Batteries included is a blog series about the Python Standard Library. Each day, I share insights, ideas and examples for different parts of the library. Blaugust is an annual blogging festival in August where the goal is to write a blog post every day of the month.

Yesterday, I started with regular expressions and the re module. In it, I mentioned two ways to parse input data: regular expressions and string operations.

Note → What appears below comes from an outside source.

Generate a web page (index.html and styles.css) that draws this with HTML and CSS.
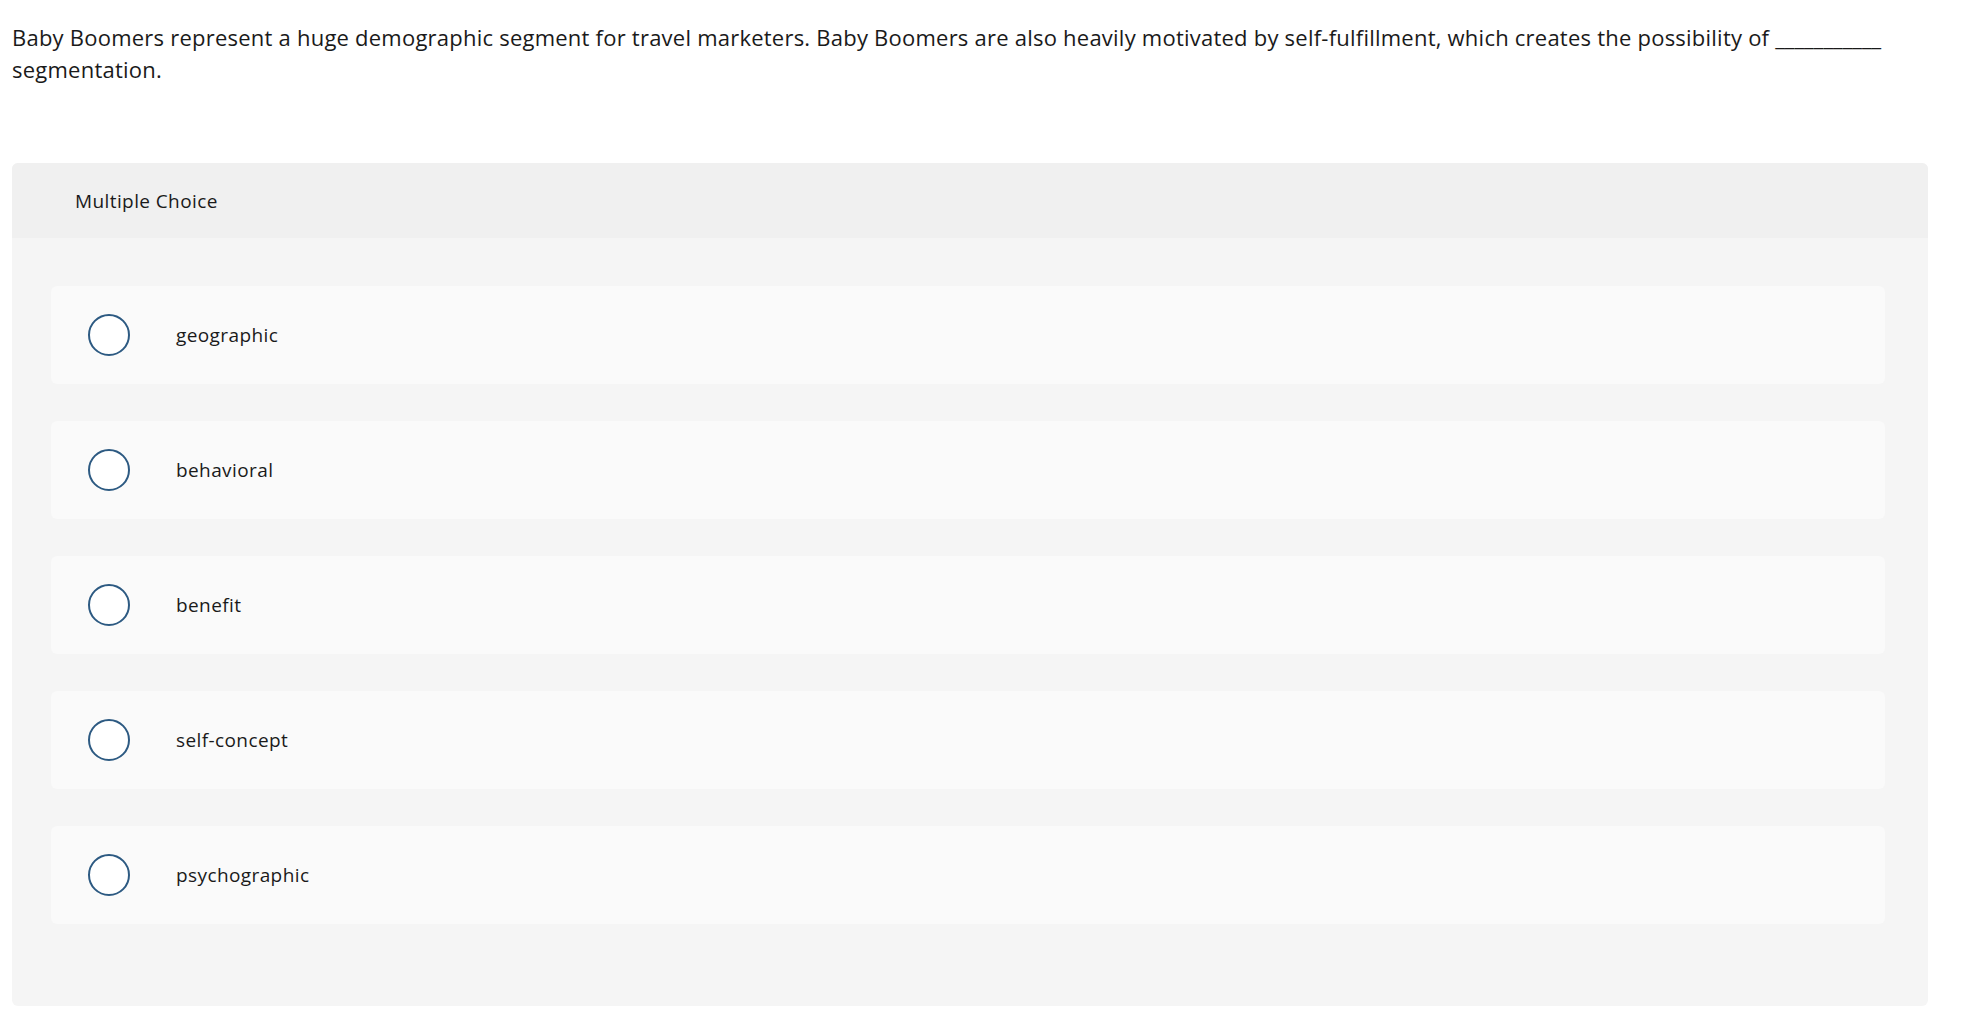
FILE: index.html
```html
<!DOCTYPE html>
<html lang="en">
<head>
<meta charset="utf-8">
<title>Multiple Choice</title>
<link rel="stylesheet" href="styles.css">
</head>
<body>
<div class="page">
  <p class="question">Baby Boomers represent a huge demographic segment for travel marketers. Baby Boomers are also heavily motivated by self-fulfillment, which creates the possibility of <span class="blank">___________</span> segmentation.</p>
  <section class="panel">
    <header class="panel-header">Multiple Choice</header>
    <div class="panel-body">
      <label class="option"><span class="radio"></span><span class="option-text">geographic</span></label>
      <label class="option"><span class="radio"></span><span class="option-text">behavioral</span></label>
      <label class="option"><span class="radio"></span><span class="option-text">benefit</span></label>
      <label class="option"><span class="radio"></span><span class="option-text">self-concept</span></label>
      <label class="option"><span class="radio"></span><span class="option-text">psychographic</span></label>
    </div>
  </section>
</div>
</body>
</html>
```

FILE: styles.css
```css
html, body {
  margin: 0;
  padding: 0;
  background: #ffffff;
}
body {
  font-family: "Open Sans", Lato, "Liberation Sans", sans-serif;
  color: #1a1a1a;
}
.page {
  padding: 0 38px 0 12px;
}
.question {
  margin: 0;
  padding-top: 21px;
  font-size: 22px;
  line-height: 32px;
  letter-spacing: 0.23px;
}
.blank {
  letter-spacing: 0;
}
.panel {
  margin-top: 78px;
  border-radius: 6px;
  background: #f5f5f5;
  overflow: hidden;
}
.panel-header {
  height: 75px;
  background: #f0f0f0;
  display: flex;
  align-items: center;
  padding-left: 63px;
  font-size: 19px;
  letter-spacing: 0.4px;
}
.panel-body {
  display: flex;
  flex-direction: column;
  gap: 37px;
  padding: 48px 43px 82px 39px;
}
.option {
  display: flex;
  align-items: center;
  height: 98px;
  background: #fafafa;
  border-radius: 6px;
  padding-left: 37px;
  box-sizing: border-box;
}
.radio {
  width: 42px;
  height: 42px;
  box-sizing: border-box;
  border: 2px solid #2d5a82;
  border-radius: 50%;
  background: #ffffff;
  flex: none;
}
.option-text {
  margin-left: 46px;
  font-size: 19px;
  letter-spacing: 0.4px;
}
```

Before we go any further, I’ll introduce a third one so you don’t get any ideas about parsing the CSV files by hand using either of the aforementioned methods.

Python’s standard library includes a fantastic module csv that provides a Reader and Writer objects for reading and writing CSVs.

Example data

The example data I’m using today is a CSV file that contains information about public libraries in mainland Finland from 1999 to 2022. It was downloaded from StatFin and used/shared in accordance with its CC-BY 4.0 license.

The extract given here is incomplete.